● Task description
Filter the lines below, copying only those with the string "this".

● Stored data
—————

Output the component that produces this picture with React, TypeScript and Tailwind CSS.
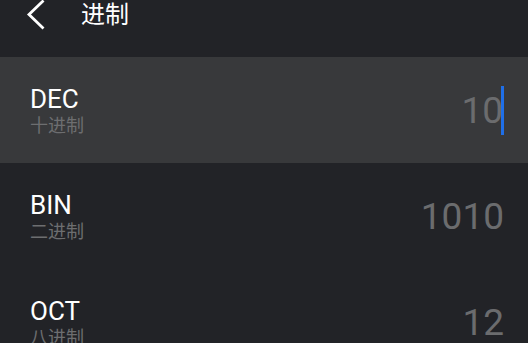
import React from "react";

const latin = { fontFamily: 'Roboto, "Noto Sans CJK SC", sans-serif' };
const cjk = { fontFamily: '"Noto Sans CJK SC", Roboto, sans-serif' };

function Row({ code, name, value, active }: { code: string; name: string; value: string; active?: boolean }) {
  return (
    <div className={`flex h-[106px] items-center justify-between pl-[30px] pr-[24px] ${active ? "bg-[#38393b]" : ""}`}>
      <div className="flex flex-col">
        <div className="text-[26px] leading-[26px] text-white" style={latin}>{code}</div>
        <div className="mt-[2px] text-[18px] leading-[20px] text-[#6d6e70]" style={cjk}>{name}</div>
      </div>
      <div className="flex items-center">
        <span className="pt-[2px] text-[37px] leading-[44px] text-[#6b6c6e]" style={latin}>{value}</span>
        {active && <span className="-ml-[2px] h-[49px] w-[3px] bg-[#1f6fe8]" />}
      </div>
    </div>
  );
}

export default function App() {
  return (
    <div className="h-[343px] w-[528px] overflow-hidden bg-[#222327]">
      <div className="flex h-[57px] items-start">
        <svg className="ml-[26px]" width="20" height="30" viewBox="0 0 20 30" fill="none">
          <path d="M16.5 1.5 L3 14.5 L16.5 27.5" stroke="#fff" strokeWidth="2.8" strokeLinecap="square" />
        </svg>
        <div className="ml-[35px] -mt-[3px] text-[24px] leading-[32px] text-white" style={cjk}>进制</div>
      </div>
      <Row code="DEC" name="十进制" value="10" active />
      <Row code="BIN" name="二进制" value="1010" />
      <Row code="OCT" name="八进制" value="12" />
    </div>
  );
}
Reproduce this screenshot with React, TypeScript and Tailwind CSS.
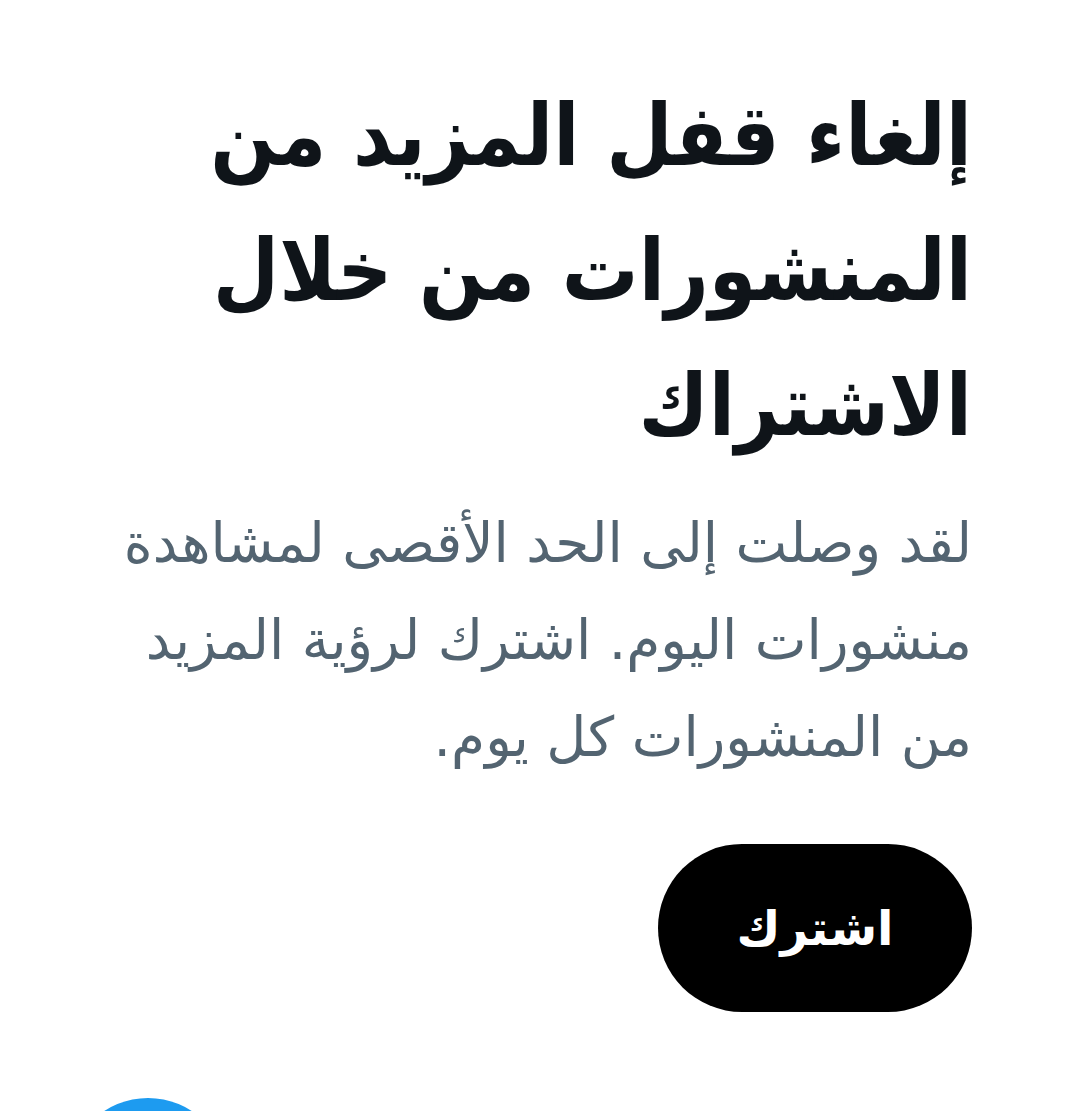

—————

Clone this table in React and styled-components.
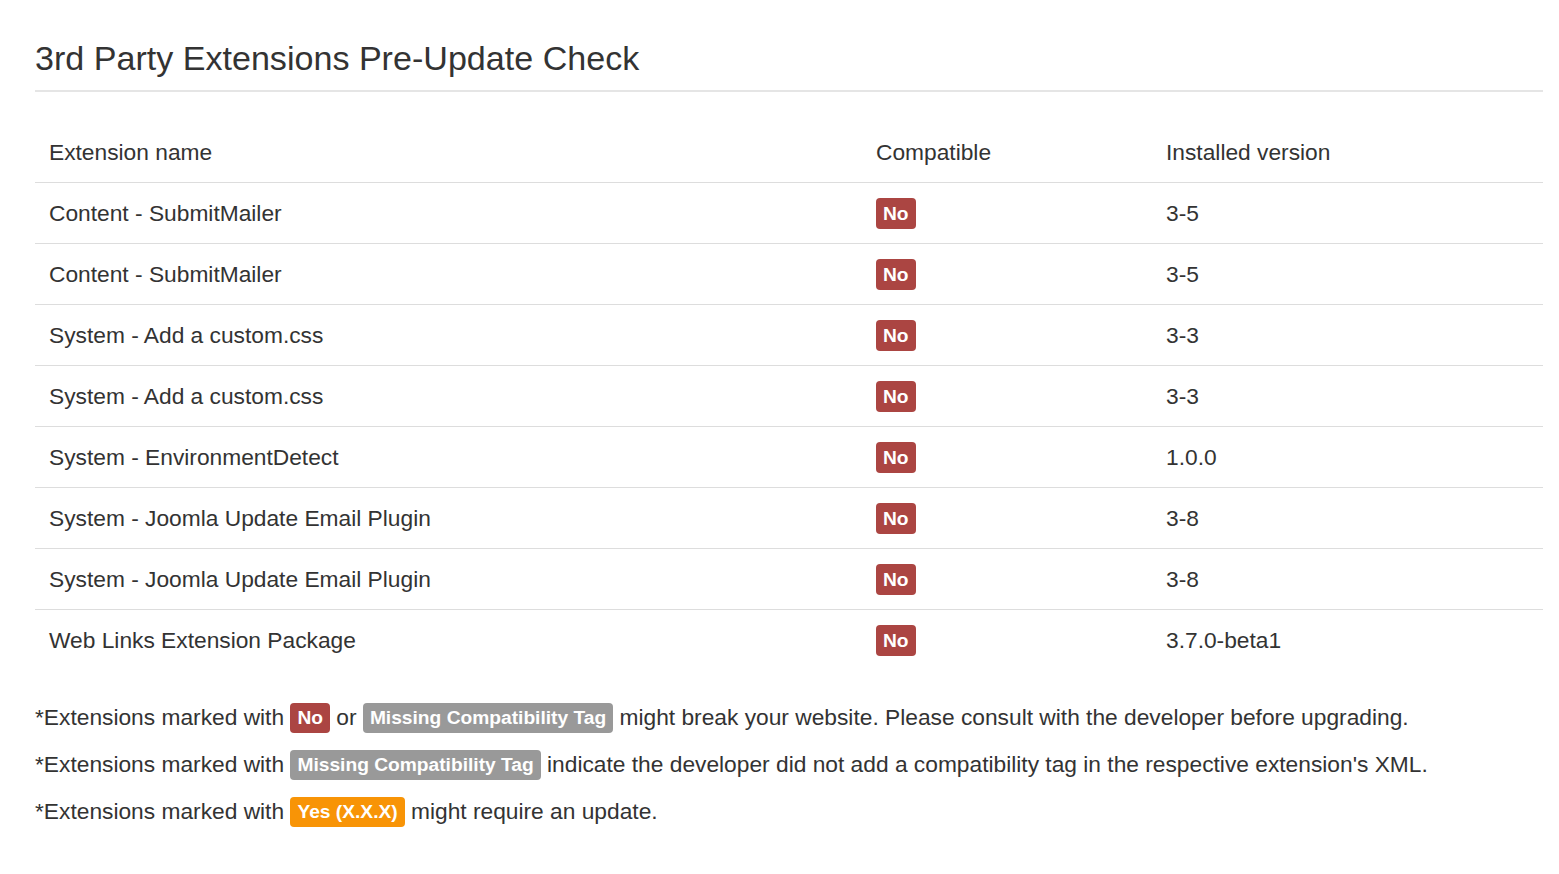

—————

● Expected answer
Output the component that produces this picture with React, TypeScript and Tailwind CSS.
Reproduce this screenshot with React, TypeScript and Tailwind CSS.
Clone this table in React and styled-components.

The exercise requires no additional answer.